Power Metals Corp. (“Power Metals” or the “Company”) (TSXV: PWM) (FRANKFURT: OAA1) announces that it intends to undertake a plan of arrangement whereby Power Metals will transfer its hard-rock lithium assets, currently consisting of its interests in the Larder and Case Lake properties, to a newly formed subsidiary corporation (“New PWM”), and then list the new company on the TSX Venture Exchange.

Power Metals will assign all of its interests in the Larder and Case Lake properties, along with a certain amount of cash and other assets to New PWM, such that New PWM will meet initial listing requirements of the TSX Venture Exchange. The directors and management of New PWM will be the same as currently exists for Power Metals. Under the plan of arrangement, it is anticipated each Power Metals shareholder will receive an equivalent number of common shares of New PWM as they hold in Power Metals; and each Power Metals warrant holder and option holder will receive an equal number of warrants and options in New PWM on identical terms.

President and CEO, Johnathan More stated, “We are very pleased to unlock shareholder value immediately by separating two critical mass project portfolios that each stand on their own: hard rock and petrobrine.

The market’s attention to our attractive and exciting petrolithium brine asset portfolio, we feel has left our hard rock assets overshadowed and overlooked in terms of the value that they represent to the company.

With the creation of Hard Rock PWM, to include Case Lake, Larder River and an advanced stage asset currently in the final phase of negotiation, shareholders should benefit from each of our asset classes receiving full value from the market. Our stellar results to date at Case Lake have led us to expand the property package significantly to an area now representing dimensions of 9.5km by 9km. The Company will be embarking on an aggressive drill program at Case Lake this summer to follow up on previous high grade results and several kilometres in combined strike length across the identified pegmatites.

The Company is striving to ensure that each asset held by our shareholders is given the opportunity to be assigned maximum value by the market based on what they are worth today and given their near-term and long-term potential.”

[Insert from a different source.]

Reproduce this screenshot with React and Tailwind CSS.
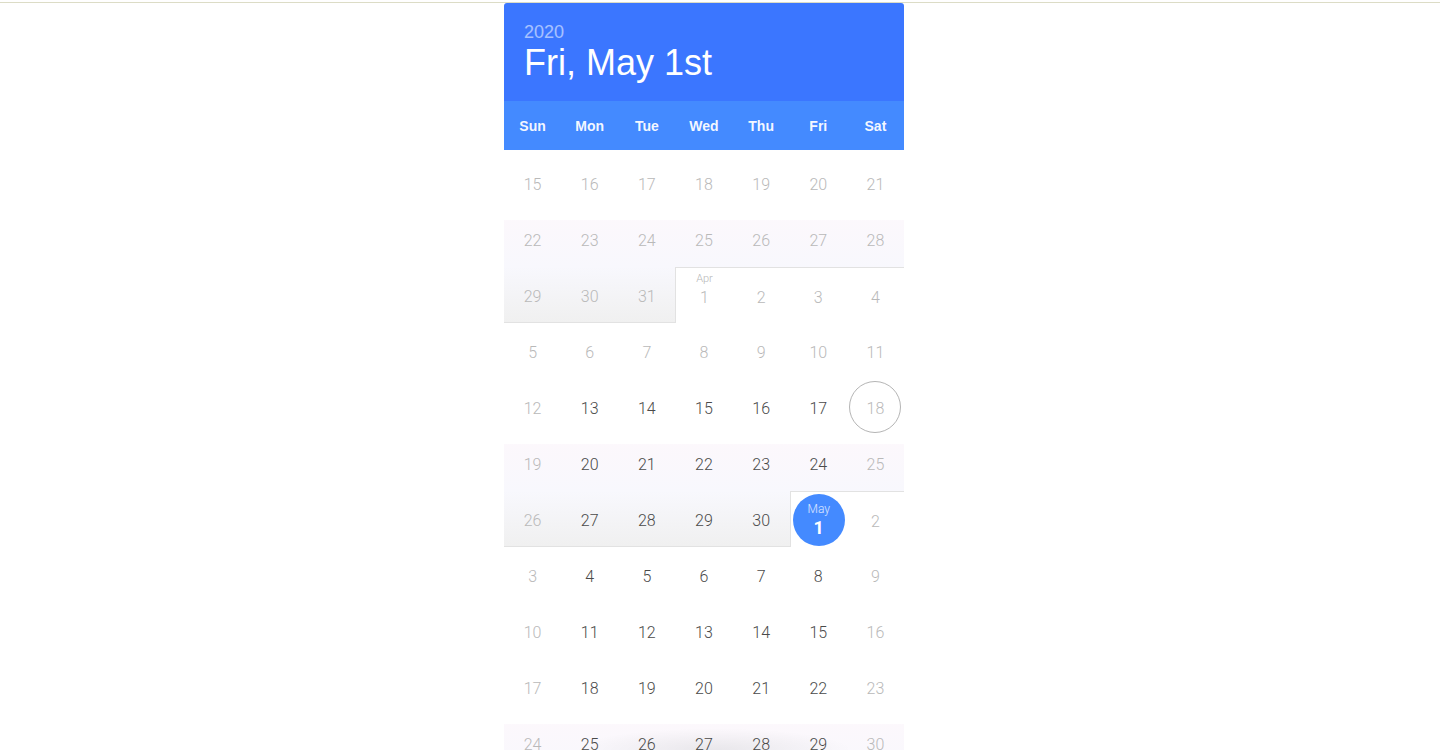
import React from 'react';

const WEEKDAYS = ['Sun', 'Mon', 'Tue', 'Wed', 'Thu', 'Fri', 'Sat'];
const MONTHS = ['Jan', 'Feb', 'Mar', 'Apr', 'May', 'Jun', 'Jul', 'Aug', 'Sep', 'Oct', 'Nov', 'Dec'];

const START = new Date(2020, 2, 15);
const MIN = new Date(2020, 3, 13);
const TODAY = new Date(2020, 3, 18);
const SELECTED = new Date(2020, 4, 1);

const sameDay = (a, b) =>
    a.getFullYear() === b.getFullYear() && a.getMonth() === b.getMonth() && a.getDate() === b.getDate();

// build 12 weeks starting Sun Mar 15 (last one sits below the fold)
const buildRows = () => {
    const rows = [];
    for (let r = 0; r < 12; r++) {
        const row = [];
        for (let c = 0; c < 7; c++) {
            const d = new Date(START);
            d.setDate(START.getDate() + r * 7 + c);
            row.push(d);
        }
        rows.push(row);
    }

    // shading: last (partial) week of month + the week before it
    const meta = rows.map(row => row.map(() => ({ shade: null, top: false, left: false, bottom: false })));
    rows.forEach((row, r) => {
        row.forEach((d, c) => {
            const next = new Date(d);
            next.setDate(d.getDate() + 1);
            const isLast = next.getMonth() !== d.getMonth();
            if (!isLast) return;
            for (let k = 0; k <= c; k++) {
                meta[r][k].shade = 'bottom';
                meta[r][k].bottom = true;
            }
            for (let k = c + 1; k < 7; k++) {
                meta[r][k].top = true;
                if (k === c + 1) meta[r][k].left = true;
            }
            if (r > 0) meta[r - 1].forEach(m => { m.shade = 'top'; });
        });
    });
    return { rows, meta };
};

const DayCell = ({ date, m }) => {
    const weekend = date.getDay() === 0 || date.getDay() === 6;
    const muted = weekend || date < MIN;
    const selected = sameDay(date, SELECTED);
    const today = sameDay(date, TODAY);
    const first = date.getDate() === 1;

    let bg = 'bg-white';
    if (m.shade === 'top') bg = 'bg-[linear-gradient(to_bottom,#ffffff_0%,#ffffff_16%,#fcf8fc_17%,#f8f8fd_100%)]';
    if (m.shade === 'bottom') bg = 'bg-[linear-gradient(to_bottom,#f8f8fd_0%,#f0f0f0_100%)]';

    return (
        <div
            className={`relative h-14 flex items-center justify-center ${bg} ${m.top ? 'border-t border-[#e2e2e2]' : ''} ${m.left ? 'border-l border-[#e2e2e2]' : ''} ${m.bottom ? 'border-b border-[#e2e2e2]' : ''}`}
        >
            {selected ? (
                <div className="w-[52px] h-[52px] rounded-full bg-[#448aff] flex flex-col items-center justify-center text-white">
                    <span className="text-[12px] leading-none font-light text-white/80">{MONTHS[date.getMonth()]}</span>
                    <span className="text-[18px] leading-none font-bold mt-[4px]">{date.getDate()}</span>
                </div>
            ) : (
                <>
                    {today && (
                        <div className="absolute w-[52px] h-[52px] rounded-full border border-[#b5b5b5]" />
                    )}
                    {first && (
                        <span className="absolute top-[5px] text-[11px] leading-none font-light text-[#b8b8b8]">
                            {MONTHS[date.getMonth()]}
                        </span>
                    )}
                    <span className={`text-[16px] leading-none font-light mt-[4px] ${muted ? 'text-[#b9b9b9]' : 'text-[#4a4a4a]'}`}>
                        {date.getDate()}
                    </span>
                </>
            )}
        </div>
    );
};

const App = () => {
    const { rows, meta } = buildRows();

    return (
        <div className="w-[1440px] h-[755px] bg-white overflow-hidden" style={{ fontFamily: "'Liberation Sans', Arial, sans-serif" }}>
            <div className="h-[2px]" />
            <div className="h-px bg-[#dcdcc6]" />

            <div className="ml-[504px] w-[400px] flex flex-col">
                {/* Header */}
                <div className="h-[98px] bg-[#3b76ff] rounded-t-[3px] px-5 pt-[20px]">
                    <div className="text-[18px] leading-none text-white/55">2020</div>
                    <div className="text-[36px] leading-none text-white mt-[4px]">Fri, May 1st</div>
                </div>

                {/* Weekdays */}
                <div className="h-[49px] bg-[#448aff] grid grid-cols-7 items-center pt-[2px]">
                    {WEEKDAYS.map(w => (
                        <div key={w} className="text-center text-[14px] font-bold text-white/95">{w}</div>
                    ))}
                </div>

                {/* Days */}
                <div
                    className="relative h-[600px] overflow-hidden pt-[5px]"
                    style={{ fontFamily: "Roboto, 'Liberation Sans', sans-serif" }}
                >
                    {rows.map((row, r) => (
                        <div key={r} className="grid grid-cols-7">
                            {row.map((d, c) => (
                                <DayCell key={c} date={d} m={meta[r][c]} />
                            ))}
                        </div>
                    ))}
                    <div className="absolute bottom-0 left-[70px] right-[50px] h-[22px] bg-[radial-gradient(ellipse_at_bottom,rgba(0,0,0,0.07),transparent_70%)] pointer-events-none" />
                </div>
            </div>
        </div>
    );
};

export default App;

The arrangement will be subject to approval of the Power Metals shareholders, warrant holders and option holders, and of the BC Supreme Court and the TSX Venture Exchange.

ON BEHALF OF THE BOARD,

Johnathan More

Johnathan More, CEO and Director

Neither the TSX Venture Exchange nor its Regulation Service Provider (as that term is defined in the policies of the TSX Venture Exchange) accepts responsibility for the adequacy or accuracy of this release.

Power Metals Corp.
Johnathan More, CEO
646-661-0409
info@powermetalscorp.com

This press release contains forward-looking statements and forward-looking information (collectively, “forward-looking statements”) within the meaning of applicable Canadian securities legislation. All statements, other than statements of historical fact, are forward-looking statements. Although the Company believes that such statements are reasonable, it can give no assurance that such expectations will prove to be correct. The Company cautions investors that any forward-looking statements by the Company are not guarantees of future results or performance, and that actual results may differ materially from those in forward looking statements as a result of various factors, Although the Company intends to undertake a plan of arrangement to spin out certain assets, the actual structure may vary depending on tax and legal implications and the requirements of the TSX Venture Exchange. There is no assurance the proposed transactions will occur in the manner outlined above, or at all.